Regional Statistics Conference 2026

Regional Statistics Conference 2026

Analysis of the Household Budget Survey: A Distributional Data Approach

Conference

Regional Statistics Conference 2026

Format: IPS Abstract - Malta 2026

Session: IPS 1287 - Recent Developments in Symbolic and Distributional Data Analysis

Thursday 4 June 8:30 a.m. - 10:10 a.m. (Europe/Malta)

Abstract

The analysis of official statistics is often based on aggregated data. This happens when interest lies in regional, sociological, or otherwise defined groups as a whole, rather than on individual observations. But data aggregation raises the issue of information loss. To prevent a too important information loss when individual observations are aggregated, variability across records should be somehow kept. Symbolic Data Analysis provides a framework for the representation and analysis of complex data, comprising inherent variability. To this aim, new variable types have been introduced, whose realizations are not single real values or categories, but sets, intervals, or distributions over a given domain.

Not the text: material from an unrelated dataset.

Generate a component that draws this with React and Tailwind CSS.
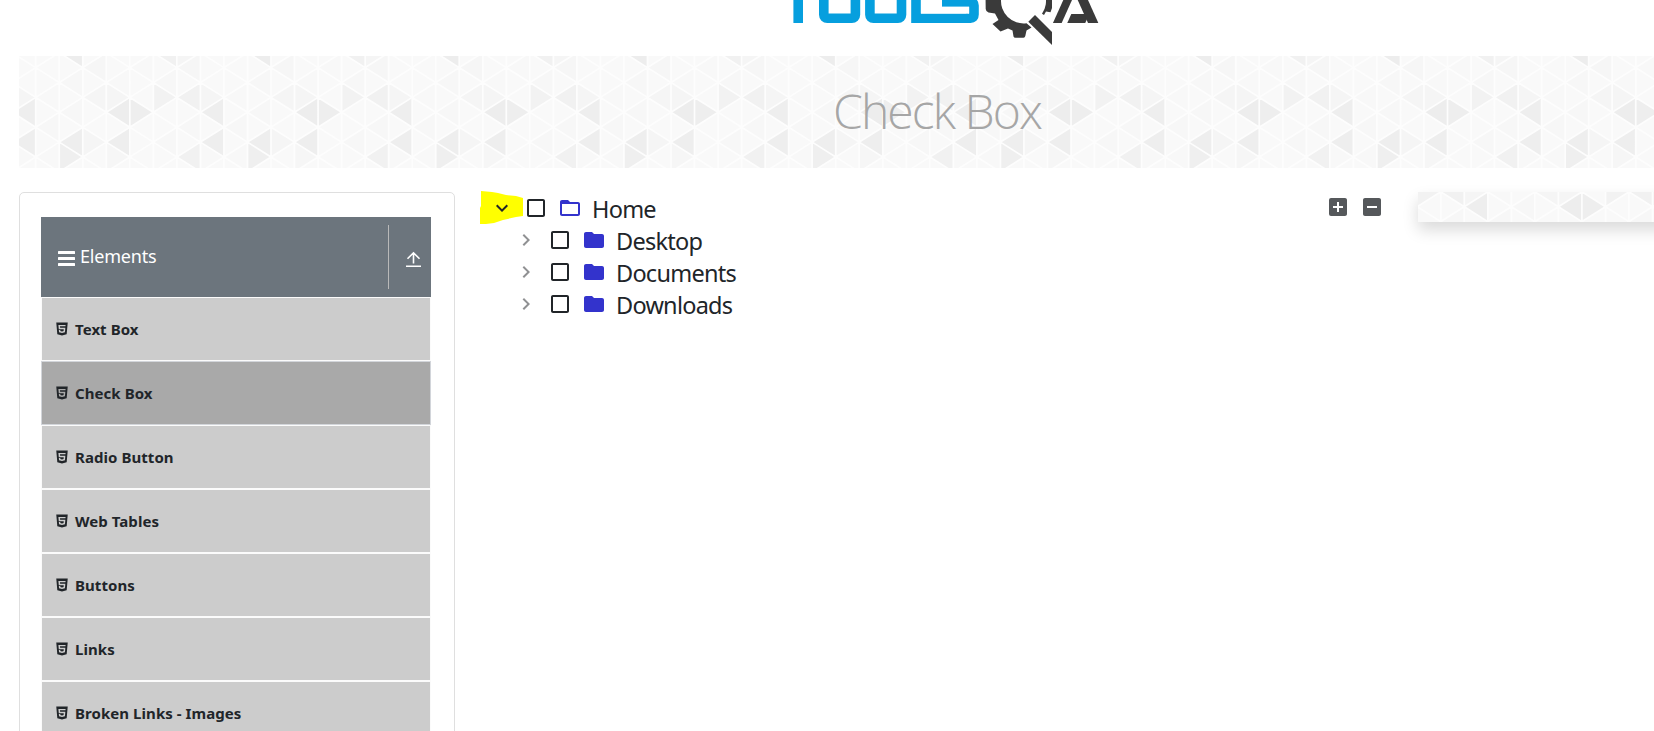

In this work we focus on the Portuguese Household Budget Survey. Microdata relating to individual households are aggregated into groups based on geographical location and income. In the resulting symbolic data, units are described by the empirical distributions of numerical attributes. We assume parametric models for numerical distributional variables based on the representation of each distribution by central statistics, and inter-quantile ranges, for a chosen set of quantiles. Multivariate Normal distributions are assumed for the whole set of indicators, considering alternative sparse structures of the variance-covariance matrix. Given that the variables have restricted domains, a transformation to the real line is applied. This model then allows for Model-based Clustering of the defined groups, identifying sociological clusters. The identified structure is connected to both geographical location and income level.